OBJECTIVE
Find the lines with the string "React" and return them.

-- start DATA SEGMENT --

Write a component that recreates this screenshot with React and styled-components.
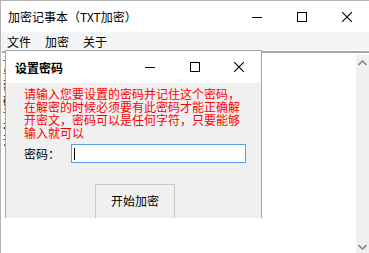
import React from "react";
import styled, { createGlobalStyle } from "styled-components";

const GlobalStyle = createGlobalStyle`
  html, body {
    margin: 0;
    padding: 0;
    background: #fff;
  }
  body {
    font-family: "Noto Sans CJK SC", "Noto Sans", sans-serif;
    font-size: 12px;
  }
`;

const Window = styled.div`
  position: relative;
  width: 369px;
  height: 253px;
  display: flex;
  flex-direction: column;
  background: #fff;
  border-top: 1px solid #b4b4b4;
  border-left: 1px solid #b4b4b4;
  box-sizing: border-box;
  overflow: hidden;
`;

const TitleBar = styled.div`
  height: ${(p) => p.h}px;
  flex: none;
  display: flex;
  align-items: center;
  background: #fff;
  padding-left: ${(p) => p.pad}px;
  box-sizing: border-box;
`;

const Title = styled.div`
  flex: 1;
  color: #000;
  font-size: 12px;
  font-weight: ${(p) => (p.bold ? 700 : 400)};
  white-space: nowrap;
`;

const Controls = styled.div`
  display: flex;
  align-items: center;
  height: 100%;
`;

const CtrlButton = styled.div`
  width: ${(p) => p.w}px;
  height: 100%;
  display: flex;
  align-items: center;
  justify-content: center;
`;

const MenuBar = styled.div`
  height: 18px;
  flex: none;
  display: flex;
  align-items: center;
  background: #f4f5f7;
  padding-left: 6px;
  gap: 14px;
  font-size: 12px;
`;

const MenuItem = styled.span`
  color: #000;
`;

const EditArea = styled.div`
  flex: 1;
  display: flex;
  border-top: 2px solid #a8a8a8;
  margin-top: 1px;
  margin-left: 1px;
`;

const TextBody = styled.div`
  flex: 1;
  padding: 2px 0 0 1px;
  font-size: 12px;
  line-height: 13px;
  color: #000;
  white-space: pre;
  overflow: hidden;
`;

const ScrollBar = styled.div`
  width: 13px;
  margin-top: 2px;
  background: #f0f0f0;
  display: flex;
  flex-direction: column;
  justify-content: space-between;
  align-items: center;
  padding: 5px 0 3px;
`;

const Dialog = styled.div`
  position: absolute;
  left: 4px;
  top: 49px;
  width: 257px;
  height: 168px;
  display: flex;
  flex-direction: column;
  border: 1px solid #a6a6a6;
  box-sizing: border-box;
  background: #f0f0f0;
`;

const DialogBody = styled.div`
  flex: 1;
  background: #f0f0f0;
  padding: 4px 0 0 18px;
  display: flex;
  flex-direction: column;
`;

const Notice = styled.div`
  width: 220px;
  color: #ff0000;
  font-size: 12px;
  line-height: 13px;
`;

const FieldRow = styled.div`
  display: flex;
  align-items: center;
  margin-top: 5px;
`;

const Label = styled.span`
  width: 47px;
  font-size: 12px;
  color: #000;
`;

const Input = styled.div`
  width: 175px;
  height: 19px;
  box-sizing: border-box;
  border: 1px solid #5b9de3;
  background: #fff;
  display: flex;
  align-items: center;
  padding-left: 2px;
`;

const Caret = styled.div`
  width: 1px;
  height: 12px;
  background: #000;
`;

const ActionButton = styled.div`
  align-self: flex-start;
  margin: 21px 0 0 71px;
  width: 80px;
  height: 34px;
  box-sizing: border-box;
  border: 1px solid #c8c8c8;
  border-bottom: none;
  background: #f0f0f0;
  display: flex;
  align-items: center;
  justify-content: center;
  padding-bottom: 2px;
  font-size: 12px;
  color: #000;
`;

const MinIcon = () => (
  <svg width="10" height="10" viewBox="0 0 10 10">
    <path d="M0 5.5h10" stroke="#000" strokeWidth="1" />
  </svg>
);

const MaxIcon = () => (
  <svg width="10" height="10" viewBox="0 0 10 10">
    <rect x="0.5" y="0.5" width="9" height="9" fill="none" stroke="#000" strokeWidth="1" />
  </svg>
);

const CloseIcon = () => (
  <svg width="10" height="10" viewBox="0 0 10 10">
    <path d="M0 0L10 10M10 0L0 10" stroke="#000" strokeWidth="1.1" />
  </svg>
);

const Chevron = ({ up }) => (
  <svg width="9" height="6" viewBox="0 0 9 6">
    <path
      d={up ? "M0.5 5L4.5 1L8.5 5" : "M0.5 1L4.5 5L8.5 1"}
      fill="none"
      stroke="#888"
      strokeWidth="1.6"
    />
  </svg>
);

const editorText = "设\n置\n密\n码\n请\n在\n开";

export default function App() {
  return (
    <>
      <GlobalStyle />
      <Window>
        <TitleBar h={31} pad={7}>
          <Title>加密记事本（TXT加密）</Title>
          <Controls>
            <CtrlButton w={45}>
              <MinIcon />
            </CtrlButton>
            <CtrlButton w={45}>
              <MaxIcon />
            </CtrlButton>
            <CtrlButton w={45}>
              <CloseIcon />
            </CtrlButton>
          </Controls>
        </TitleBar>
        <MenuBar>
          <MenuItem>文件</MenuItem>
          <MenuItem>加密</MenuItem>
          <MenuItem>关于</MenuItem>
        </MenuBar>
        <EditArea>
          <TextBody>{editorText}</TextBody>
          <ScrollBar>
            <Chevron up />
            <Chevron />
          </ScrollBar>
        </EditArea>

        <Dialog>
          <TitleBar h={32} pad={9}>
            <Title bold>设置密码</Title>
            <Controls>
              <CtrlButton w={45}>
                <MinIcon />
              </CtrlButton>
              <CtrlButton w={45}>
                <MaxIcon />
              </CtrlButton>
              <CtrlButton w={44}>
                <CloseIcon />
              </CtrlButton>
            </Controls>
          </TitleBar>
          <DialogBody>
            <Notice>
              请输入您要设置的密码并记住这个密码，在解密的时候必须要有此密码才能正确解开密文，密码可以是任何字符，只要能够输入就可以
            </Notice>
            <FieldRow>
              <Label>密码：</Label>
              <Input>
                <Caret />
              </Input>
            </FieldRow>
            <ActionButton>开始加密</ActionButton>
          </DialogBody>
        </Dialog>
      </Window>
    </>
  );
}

-- end DATA SEGMENT --

SOLVED EXERCISE
Write a component that recreates this screenshot with React and styled-components.
import React from "react";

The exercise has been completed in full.